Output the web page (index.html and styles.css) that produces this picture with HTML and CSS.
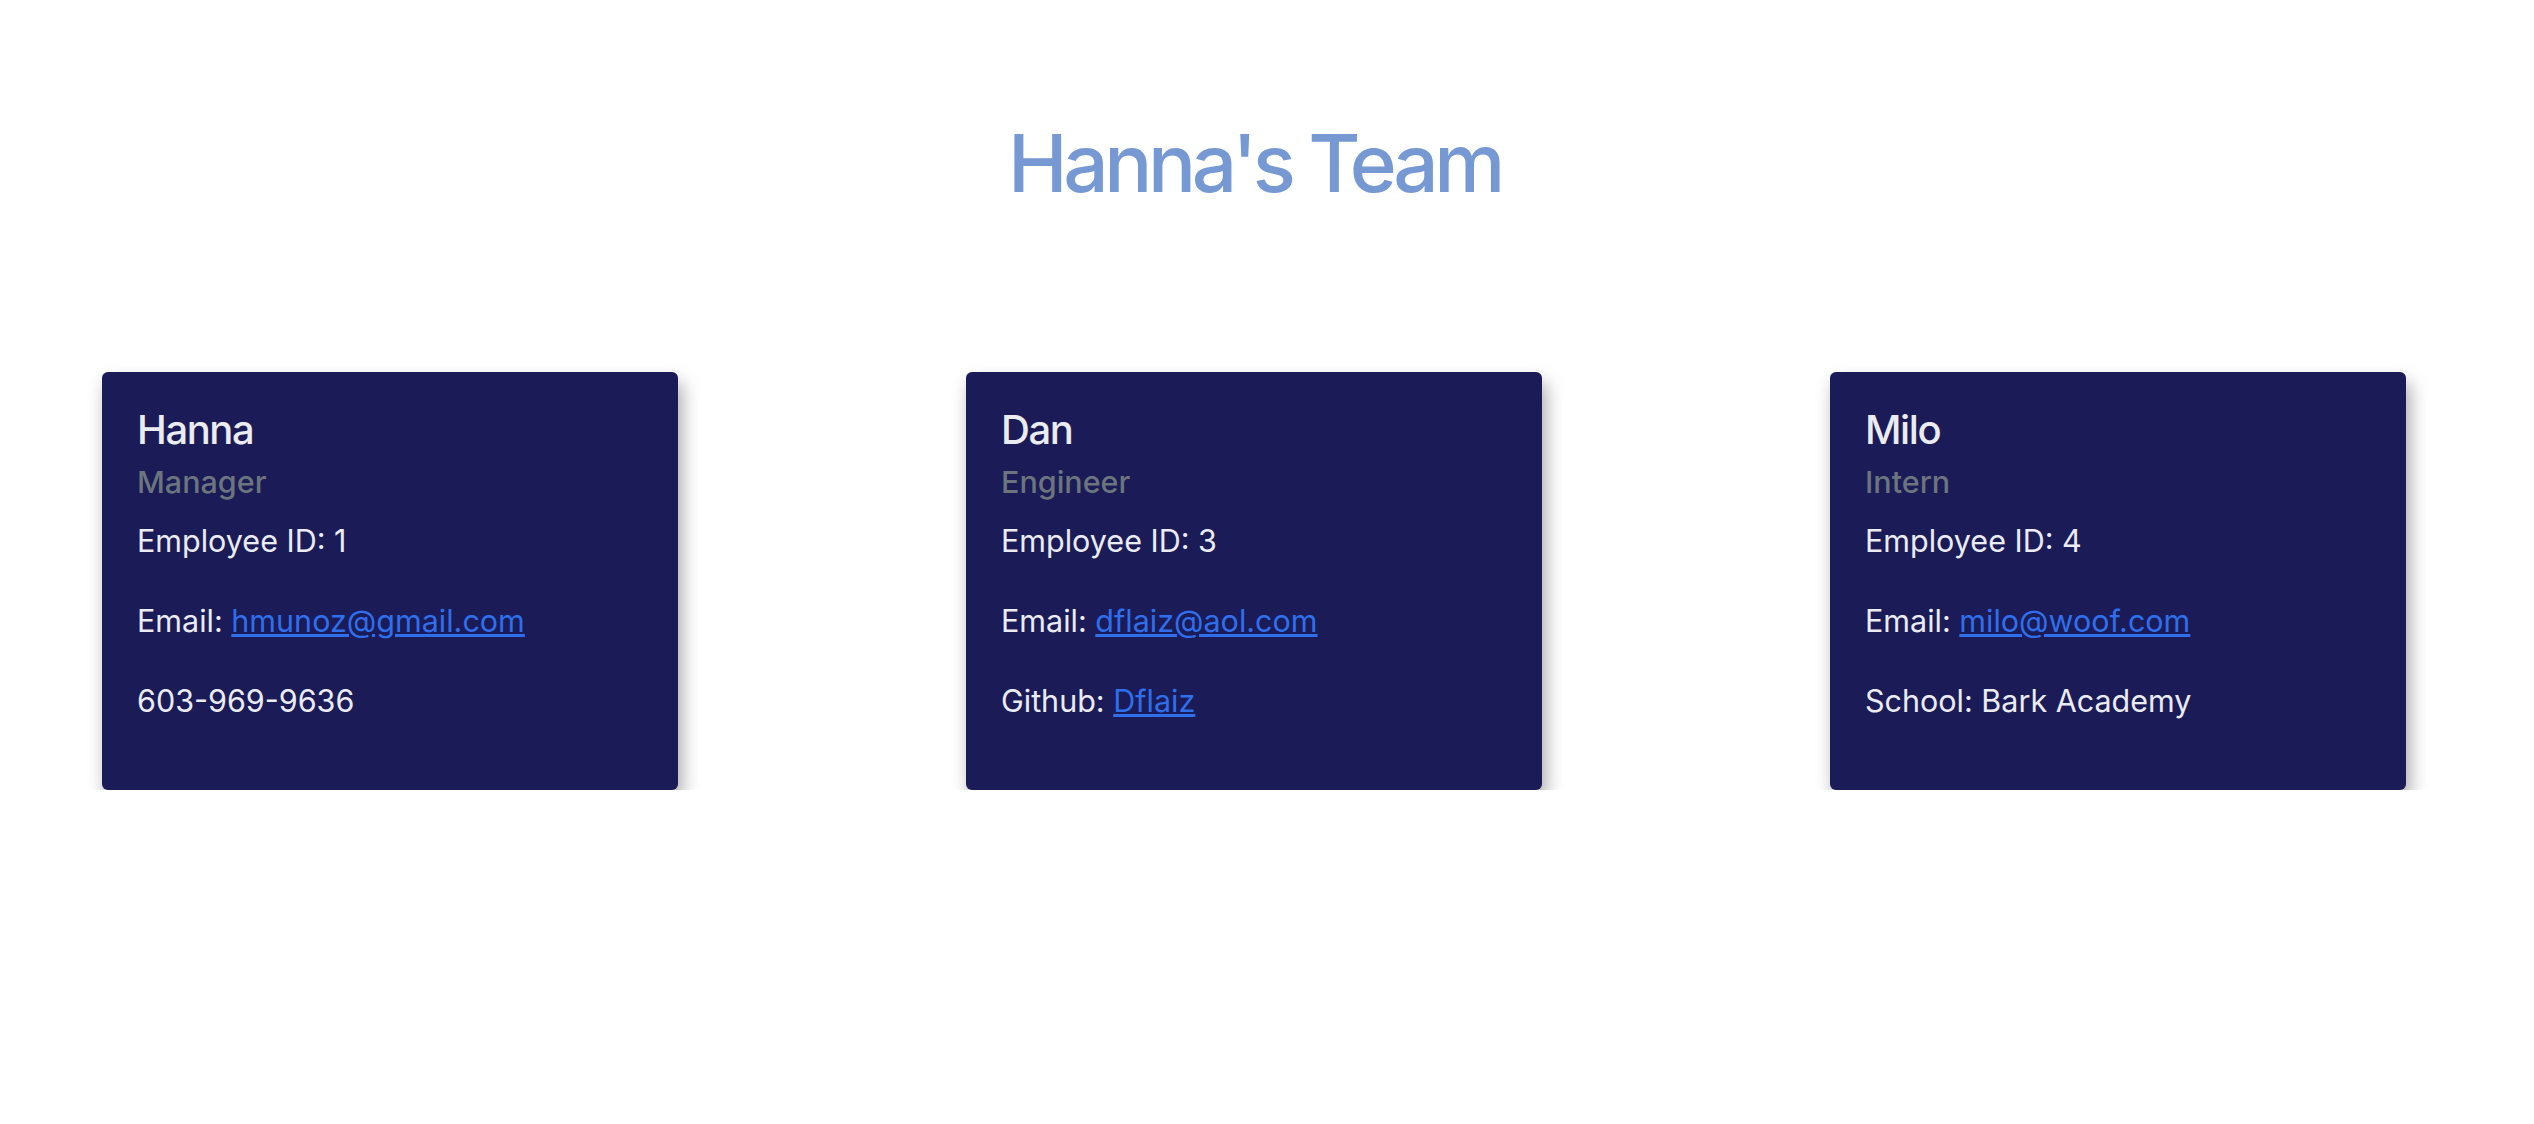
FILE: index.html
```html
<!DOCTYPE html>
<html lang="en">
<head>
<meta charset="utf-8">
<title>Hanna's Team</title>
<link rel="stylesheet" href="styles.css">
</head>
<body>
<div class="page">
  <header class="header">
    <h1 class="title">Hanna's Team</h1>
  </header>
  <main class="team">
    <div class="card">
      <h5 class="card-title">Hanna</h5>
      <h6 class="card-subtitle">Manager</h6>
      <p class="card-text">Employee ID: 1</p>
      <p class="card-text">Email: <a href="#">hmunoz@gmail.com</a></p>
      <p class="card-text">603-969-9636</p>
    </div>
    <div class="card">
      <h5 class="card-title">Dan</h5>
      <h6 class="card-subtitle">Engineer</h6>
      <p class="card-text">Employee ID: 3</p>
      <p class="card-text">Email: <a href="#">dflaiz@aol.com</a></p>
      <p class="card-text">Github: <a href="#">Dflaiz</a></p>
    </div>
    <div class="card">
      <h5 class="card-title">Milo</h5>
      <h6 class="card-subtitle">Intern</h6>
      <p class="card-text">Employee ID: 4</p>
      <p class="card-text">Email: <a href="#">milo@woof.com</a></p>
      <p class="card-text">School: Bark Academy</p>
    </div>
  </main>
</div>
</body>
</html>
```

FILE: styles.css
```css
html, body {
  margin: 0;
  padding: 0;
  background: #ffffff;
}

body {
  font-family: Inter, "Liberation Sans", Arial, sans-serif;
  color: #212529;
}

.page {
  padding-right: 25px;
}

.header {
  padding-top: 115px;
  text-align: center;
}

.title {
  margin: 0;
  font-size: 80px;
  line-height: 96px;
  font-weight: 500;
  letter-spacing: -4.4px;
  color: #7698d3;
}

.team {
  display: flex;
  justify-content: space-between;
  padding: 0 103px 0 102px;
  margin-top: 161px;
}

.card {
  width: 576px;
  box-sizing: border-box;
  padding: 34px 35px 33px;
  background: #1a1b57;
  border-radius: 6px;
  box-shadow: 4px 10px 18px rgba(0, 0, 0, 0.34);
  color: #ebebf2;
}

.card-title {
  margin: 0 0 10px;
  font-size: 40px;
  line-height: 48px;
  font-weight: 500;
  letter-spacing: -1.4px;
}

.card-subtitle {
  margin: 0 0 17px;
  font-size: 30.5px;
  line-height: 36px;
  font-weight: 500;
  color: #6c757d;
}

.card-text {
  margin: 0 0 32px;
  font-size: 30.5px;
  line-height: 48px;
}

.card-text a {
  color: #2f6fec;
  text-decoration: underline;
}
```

____

WHAT IS ASKED
Quote the material word for word, dropping any images it holds.

RESULT
Output the web page (index.html and styles.css) that produces this picture with HTML and CSS.
FILE: index.html
```html
<!DOCTYPE html>
<html lang="en">
<head>
<meta charset="utf-8">
<title>Hanna's Team</title>
<link rel="stylesheet" href="styles.css">
</head>
<body>
<div class="page">
  <header class="header">
    <h1 class="title">Hanna's Team</h1>
  </header>
  <main class="team">
    <div class="card">
      <h5 class="card-title">Hanna</h5>
      <h6 class="card-subtitle">Manager</h6>
      <p class="card-text">Employee ID: 1</p>
      <p class="card-text">Email: <a href="#">hmunoz@gmail.com</a></p>
      <p class="card-text">603-969-9636</p>
    </div>
    <div class="card">
      <h5 class="card-title">Dan</h5>
      <h6 class="card-subtitle">Engineer</h6>
      <p class="card-text">Employee ID: 3</p>
      <p class="card-text">Email: <a href="#">dflaiz@aol.com</a></p>
      <p class="card-text">Github: <a href="#">Dflaiz</a></p>
    </div>
    <div class="card">
      <h5 class="card-title">Milo</h5>
      <h6 class="card-subtitle">Intern</h6>
      <p class="card-text">Employee ID: 4</p>
      <p class="card-text">Email: <a href="#">milo@woof.com</a></p>
      <p class="card-text">School: Bark Academy</p>
    </div>
  </main>
</div>
</body>
</html>
```

FILE: styles.css
```css
html, body {
  margin: 0;
  padding: 0;
  background: #ffffff;
}

body {
  font-family: Inter, "Liberation Sans", Arial, sans-serif;
  color: #212529;
}

.page {
  padding-right: 25px;
}

.header {
  padding-top: 115px;
  text-align: center;
}

.title {
  margin: 0;
  font-size: 80px;
  line-height: 96px;
  font-weight: 500;
  letter-spacing: -4.4px;
  color: #7698d3;
}

.team {
  display: flex;
  justify-content: space-between;
  padding: 0 103px 0 102px;
  margin-top: 161px;
}

.card {
  width: 576px;
  box-sizing: border-box;
  padding: 34px 35px 33px;
  background: #1a1b57;
  border-radius: 6px;
  box-shadow: 4px 10px 18px rgba(0, 0, 0, 0.34);
  color: #ebebf2;
}

.card-title {
  margin: 0 0 10px;
  font-size: 40px;
  line-height: 48px;
  font-weight: 500;
  letter-spacing: -1.4px;
}

.card-subtitle {
  margin: 0 0 17px;
  font-size: 30.5px;
  line-height: 36px;
  font-weight: 500;
  color: #6c757d;
}

.card-text {
  margin: 0 0 32px;
  font-size: 30.5px;
  line-height: 48px;
}

.card-text a {
  color: #2f6fec;
  text-decoration: underline;
}
```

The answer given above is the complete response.